Pour son retour sur scène, le comédien Grégory Montel se glisse dans la tête d’un quadragénaire fasciné par le chanteur Claude Nougaro. Un huis clos mental rythmé par l’accordéon qui se joue à partir de vendredi à Marseille, avant de rejoindre Paris début mars.

" Je n’avais pas envie d’écrire un biopic ", raconte Charif Ghattas, l’auteur
d’ Ici Nougaro, qui met également en scène la pièce avec Grégory Montel, bien connu du grand public depuis son rôle d’agent artistique dans la série à succès Dix pour cent.
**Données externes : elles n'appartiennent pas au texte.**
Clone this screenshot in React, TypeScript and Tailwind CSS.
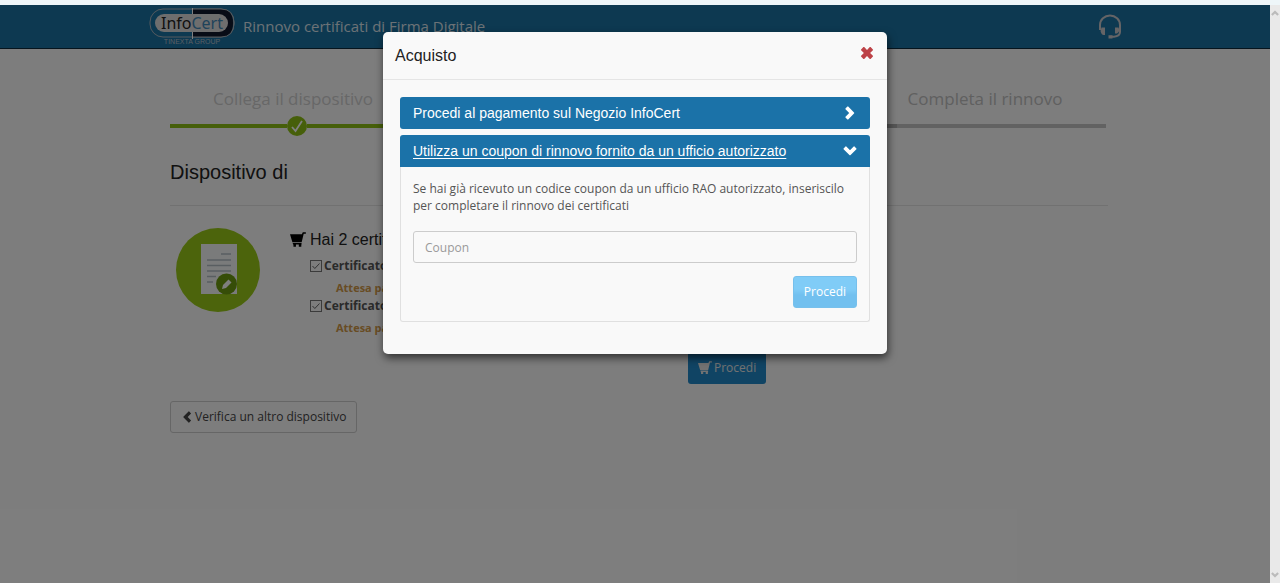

Cette fois, le comédien se retrouve de l’autre côté du miroir, jouant lui-même un acteur tourmenté et à bout de souffle, Mathias, totalement habité par la figure du chanteur toulousain Claude Nougaro (1929-2004), un des grands noms du jazz et de la chanson française, dont il est un sosie et qu’il rêve d’incarner au cinéma.

Un soliloque exigeant, donnant à entendre autrement les mots du " Petit taureau " toulousain et que le comédien a accepté d’endosser à condition de ne pas être seul sur la scène du Théâtre des Bernardines de Marseille, où la pièce se donne jusqu’au 28 janvier.

Dans ce " poème dramatique ", le sosie de l’artiste " est visité par une espèce de musicien " prénommé Jacques – en référence à l’écrivain Jacques Audiberti, compagnon de route de Nougaro – qui est aussi une sorte de " projection du surmoi de Mathias ", explique Charif Ghattas.

Souvent dissimulé derrière les tentures aux couleurs chaudes qui habillent le plateau, c’est Lionel Suarez qui incarne ce second personnage totalement muet, à l’exception des sons qui émanent de son accordéon et forment une composition musicale originale.

" J’ai essayé de m’inspirer des expériences que j’ai eues " avec Nougaro, témoigne le musicien, qui a bien connu le chanteur.

" Ce qui est intéressant avec l’accordéon, c’est que c’est une espèce d’orchestre mobile ", relève-t-il, assurant que c’est particulièrement " porteur " pour les comédiens.

En peignoir ou chemise ouverte sous un perfecto de cuir, prêt à dégainer à tout moment le micro qui dépasse de sa poche de jean, Grégory Montel campe un Mathias profondément touchant dans sa dérive, sous le regard souvent interloqué d’un Jacques impuissant.

" On a essayé de proposer quelque chose d’un peu performatif, qui soit un peu plus original qu’une simple chanson, de casser un peu les codes ", souligne le comédien de 46 ans, qui admet avoir trouvé un certain nombre " d’identifications " avec Claude Nougaro, qu’il a " beaucoup vu " en concert lorsqu’il avait une vingtaine d’années.

" Son physique me parlait beaucoup : c’est un homme pas très grand, qui avait des problèmes avec son image ", qui avait " peur des femmes " tout en étant " fasciné " par elles, qui parlait avec " un accent, énumère celui qui sera bientôt à l’affiche de la série américaine Transatlantic, sur Netflix, tournée en partie à Marseille.

De Nougayork à Ah tu verras en passant par Je suis sous ou Petite fille, les mots du crooner Nougaro traversent quasiment chaque réplique de Mathias.

“On a choisi les chansons qui parlent à ce sosie, ce qui le bouleverse chez Nougaro”, développe Charif Ghattas. “L’idée est de " comprendre Claude Nougaro plus par touches un peu impressionnistes et par son lien à la poésie, à la musique, à cette espèce de sauvagerie aussi des mots, qu’il a chantée toute sa vie ", poursuit-il.

Car " au-delà de l’image publique que peut avoir l’artiste – " le roulement des r, Toulouse, les petits binocles à la fin de sa vie ", " c’est vraiment la vie d’une rock star ", avec des " hauts, des bas, des revanches ", insiste l’auteur, qui revendique une pièce " coup de poing ".

" C’est son rapport au monde qui est violent parce que c’est quelqu’un d’une profonde sensibilité, qui a une difficulté à vivre s’il n’y met pas cette idée de combat et de poésie ", complète-t-il, " or cela, je trouve que c’est très actuel ".